As três faixas que a antecedem são responsáveis pela criação de uma sequência altamente reflexiva e dinâmica, que conferem ao disco uma nova impressão de completude – como se representasse o fim certeiro de uma longa jornada, pela qual os ouvintes foram conduzidos através dos sonhos caleidoscópicos do Bastille.
A interlude Back To The Innerverse, que vem logo após Future Holds, apresenta um monólogo de tons robóticos e impessoais, atuando, simultaneamente, como um observador total da experiência e um ligamento invisível entre o ouvinte e a obra em questão, puxando-o de volta para o centro da narrativa após um curto período de liberdade numa área externa ao mundo dos sonhos – espaço no qual é possível ir a qualquer lugar, fazer qualquer coisa e ser quem quiser.
Na sequência, o Bastille nos apresenta Real Life – faixa de tons calorosos que forma um contraste direto com sua letra mordaz e profundamente atual. Nesta canção, o eu lírico relata sua aventura por uma realidade alternativa, na qual ele não pretendia ficar – e que nem fora planejada para esta finalidade. No entanto, o refúgio digital se mostra tão acolhedor e diverso que passa a ser a principal escolha de seu visitante.
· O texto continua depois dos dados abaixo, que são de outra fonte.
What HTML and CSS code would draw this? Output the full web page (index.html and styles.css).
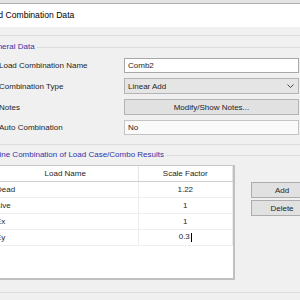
FILE: index.html
```html
<!DOCTYPE html>
<html lang="en">
<head>
    <meta charset="UTF-8">
    <title>Load Combination Data</title>
    <link rel="stylesheet" href="styles.css">
</head>
<body>
    <div class="chrome"></div>
    <div class="titlebar"><div class="title">Load Combination Data</div></div>
    <div class="band"></div>

    <div class="dialog">
        <fieldset class="group">
            <legend>General Data</legend>
            <div class="form-rows">
                <div class="label">Load Combination Name</div>
                <div class="field text-field">Comb2</div>

                <div class="label">Combination Type</div>
                <div class="field select-field">
                    <span>Linear Add</span>
                    <svg class="chevron" width="7" height="4" viewBox="0 0 7 4"><polyline points="0.5,0.5 3.5,3.5 6.5,0.5" fill="none" stroke="#444" stroke-width="1"/></svg>
                </div>

                <div class="label">Notes</div>
                <button class="field notes-btn">Modify/Show Notes...</button>

                <div class="label">Auto Combination</div>
                <div class="field readonly-field">No</div>
            </div>
        </fieldset>

        <fieldset class="group group-define">
            <legend>Define Combination of Load Case/Combo Results</legend>
            <div class="combo-area">
                <div class="grid-box">
                    <table class="grid">
                        <tr><th class="col-name">Load Name</th><th>Scale Factor</th></tr>
                        <tr><td>Dead</td><td class="num">1.22</td></tr>
                        <tr><td>Live</td><td class="num">1</td></tr>
                        <tr><td>Ex</td><td class="num">1</td></tr>
                        <tr><td>Ey</td><td class="num">0.3<span class="caret"></span></td></tr>
                    </table>
                </div>
                <div class="side-buttons">
                    <button class="btn">Add</button>
                    <button class="btn">Delete</button>
                </div>
            </div>
        </fieldset>
    </div>
</body>
</html>
```

FILE: styles.css
```css
* {
    box-sizing: border-box;
}
body {
    margin: 0;
    width: 300px;
    height: 300px;
    overflow: hidden;
    background: #f0f0f0;
    font-family: "Liberation Sans", Arial, sans-serif;
    font-size: 8px;
    color: #1e1e1e;
}
.chrome {
    height: 4px;
    background: #e4e4e4;
    border-bottom: 1px solid #b0b0b0;
}
.titlebar {
    height: 23px;
    background: #fff;
    line-height: 23px;
    font-size: 8.6px;
    color: #000;
    white-space: nowrap;
}
.title {
    margin-left: -16px;
}
.band {
    height: 9px;
    border-bottom: 1px solid #dcdcdc;
}
.dialog {
    margin-left: -22px;
    width: 329px;
}
.group {
    margin: 6px 0 0;
    padding: 6px 0 9px;
    border: 1px solid #dcdcdc;
    min-width: 0;
}
.group legend {
    margin-left: 6px;
    padding: 0 2px;
    line-height: 10px;
    color: #3333aa;
}
.group-define {
    margin-top: 5px;
    padding: 5px 0 12px;
}
.form-rows {
    display: grid;
    grid-template-columns: 125px 175px;
    grid-template-rows: 15px 16px 16px 15px;
    row-gap: 5px;
    padding-left: 20px;
}
.label {
    display: flex;
    align-items: center;
    white-space: nowrap;
}
.field {
    display: flex;
    align-items: center;
    padding: 0 3px;
    font: inherit;
    color: #1e1e1e;
}
.text-field {
    background: #fff;
    border: 1px solid #a8a8a8;
}
.select-field {
    justify-content: space-between;
    background: #e5e5e5;
    border: 1px solid #b4b4b4;
}
.chevron {
    margin-right: 1px;
}
.notes-btn {
    justify-content: center;
    background: #e1e1e1;
    border: 1px solid #b4b4b4;
}
.readonly-field {
    background: #fafafa;
    border: 1px solid #c4c4c4;
}
.combo-area {
    display: flex;
    align-items: flex-start;
    padding-left: 13px;
}
.grid-box {
    flex-shrink: 0;
    width: 243px;
    height: 115px;
    background: #fff;
    border: 1px solid #c8c8c8;
    border-right: 2px solid #c0c0c0;
    border-bottom: 2px solid #c0c0c0;
}
.grid {
    width: 100%;
    border-collapse: collapse;
}
.grid th {
    height: 15px;
    padding: 0;
    font-weight: normal;
    text-align: center;
    border-bottom: 1px solid #d0d0d0;
    border-right: 1px solid #e4e4e4;
}
.grid .col-name {
    width: 145px;
}
.grid td {
    height: 16px;
    padding: 0 3px;
    border-bottom: 1px solid #f0f0f0;
    border-right: 1px solid #ececec;
}
.grid td.num {
    text-align: center;
}
.caret {
    display: inline-block;
    width: 1px;
    height: 9px;
    margin-left: 1px;
    background: #000;
    vertical-align: middle;
}
.side-buttons {
    flex-shrink: 0;
    display: flex;
    flex-direction: column;
    gap: 2px;
    margin: 17px 0 0 16px;
}
.btn {
    width: 62px;
    height: 16px;
    padding: 0;
    background: #e1e1e1;
    border: 1px solid #adadad;
    font: inherit;
    color: #1e1e1e;
}
```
Enfim, a décima sexta faixa do projeto se apresenta com sonoridade ampla e vívida, trazendo consigo uma letra objetivamente realista, que aborda os altos e baixos da trajetória de seu emissor. Trazendo mais referências veladas da cultura pop, como o filme Vanilla Sky (2001), Dan Smith canta em survivin’ a metáfora de um sonho a ser alcançado, mesmo diante de tantas adversidades, que, ocasionalmente, dão lugar à esperança por dias melhores.
Bastille nos faz refletir… e repensar?
Give Me The Future é atual, coeso e tem grandes hits e canções introspectivas que nos fazem refletir – e talvez até repensar – para que rumo estamos nos levando. O trabalho mais sólido do Bastille desde seu álbum de estreia certamente tem grandes chances de trazer uma perspectiva otimista sobre o futuro quando o quarteto britânico fizer sua apresentação no Rock in Rio e inspirar o público a olhar para a frente sem esquecer do hoje.